Severability: Whenever possible, each provision of this Agreement will be interpreted in such manner as to be effective and valid under applicable law. If any provision of this agreement is held to be invalid, illegal or unenforceable in any respect under any applicable law or rule, such invalidity, illegality or unenforceability will not effect any other provision or any other jurisdiction, but this Agreement will be reformed, construed and enforced in such jurisdiction as if such invalid, illegal or unenforceable provision had never been contained herein.

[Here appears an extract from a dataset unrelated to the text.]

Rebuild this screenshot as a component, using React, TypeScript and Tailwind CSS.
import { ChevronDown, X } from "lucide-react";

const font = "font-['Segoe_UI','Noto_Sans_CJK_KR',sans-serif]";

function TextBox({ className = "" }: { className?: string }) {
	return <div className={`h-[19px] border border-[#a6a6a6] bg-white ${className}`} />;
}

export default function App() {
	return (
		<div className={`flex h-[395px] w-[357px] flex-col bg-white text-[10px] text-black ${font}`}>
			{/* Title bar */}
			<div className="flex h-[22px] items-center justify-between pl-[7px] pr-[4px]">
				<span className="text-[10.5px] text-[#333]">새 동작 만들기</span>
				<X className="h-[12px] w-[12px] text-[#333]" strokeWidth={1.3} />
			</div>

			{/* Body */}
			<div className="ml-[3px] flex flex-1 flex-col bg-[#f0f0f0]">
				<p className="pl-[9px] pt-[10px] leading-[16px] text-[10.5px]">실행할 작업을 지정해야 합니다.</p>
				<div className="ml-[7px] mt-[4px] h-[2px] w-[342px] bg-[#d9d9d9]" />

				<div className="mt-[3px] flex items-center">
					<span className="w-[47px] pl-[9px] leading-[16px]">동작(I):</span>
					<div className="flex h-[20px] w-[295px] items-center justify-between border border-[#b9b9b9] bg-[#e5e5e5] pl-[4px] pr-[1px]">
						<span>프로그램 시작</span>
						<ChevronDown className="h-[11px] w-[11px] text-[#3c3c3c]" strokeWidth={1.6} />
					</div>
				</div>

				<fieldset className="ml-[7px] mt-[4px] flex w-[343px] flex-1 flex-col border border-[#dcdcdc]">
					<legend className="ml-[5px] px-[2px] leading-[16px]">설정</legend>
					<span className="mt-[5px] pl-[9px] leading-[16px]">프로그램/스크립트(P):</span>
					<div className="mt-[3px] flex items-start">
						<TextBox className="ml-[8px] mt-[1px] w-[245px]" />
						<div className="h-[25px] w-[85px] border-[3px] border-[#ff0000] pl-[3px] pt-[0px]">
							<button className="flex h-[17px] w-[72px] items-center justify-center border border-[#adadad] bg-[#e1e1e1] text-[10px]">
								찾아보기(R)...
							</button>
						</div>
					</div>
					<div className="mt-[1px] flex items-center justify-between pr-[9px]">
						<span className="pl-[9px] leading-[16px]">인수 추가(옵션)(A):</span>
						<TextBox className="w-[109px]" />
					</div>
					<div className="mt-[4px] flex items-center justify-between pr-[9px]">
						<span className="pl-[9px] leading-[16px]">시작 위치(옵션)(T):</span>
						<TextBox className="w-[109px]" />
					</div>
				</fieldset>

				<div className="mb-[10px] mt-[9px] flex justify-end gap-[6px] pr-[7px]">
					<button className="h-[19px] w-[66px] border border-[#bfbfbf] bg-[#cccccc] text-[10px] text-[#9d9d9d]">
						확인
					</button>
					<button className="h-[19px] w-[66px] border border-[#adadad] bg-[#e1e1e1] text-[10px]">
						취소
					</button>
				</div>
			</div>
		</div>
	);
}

Choice of Law: This agreement shall be governed by, construed, interpreted and the rights of the parties determined in accordance with the laws of the State of New York, without reference to the principles of conflicts of law.


Miscellaneous:


(e)

Responsibility All final decisions with respect to consultation, advice and services rendered by the Consultant to the Company shall rest exclusively with the Company, and Consultant shall not have any right or authority to bind the Company to any obligation or commitment.


Agreed and Accepted on the date first written above:


Zaldiva Corporation


/s/Nicole Leigh

Title: President and Authorized Signatory


Charles Morgan Securities, Inc.


By:

Paul E Taboada


CHAIRMAN / CEO





USE OF PROCEEDS

TO BE PROVIDED BY THE COMPANY PRIOR TO THE OFFERING.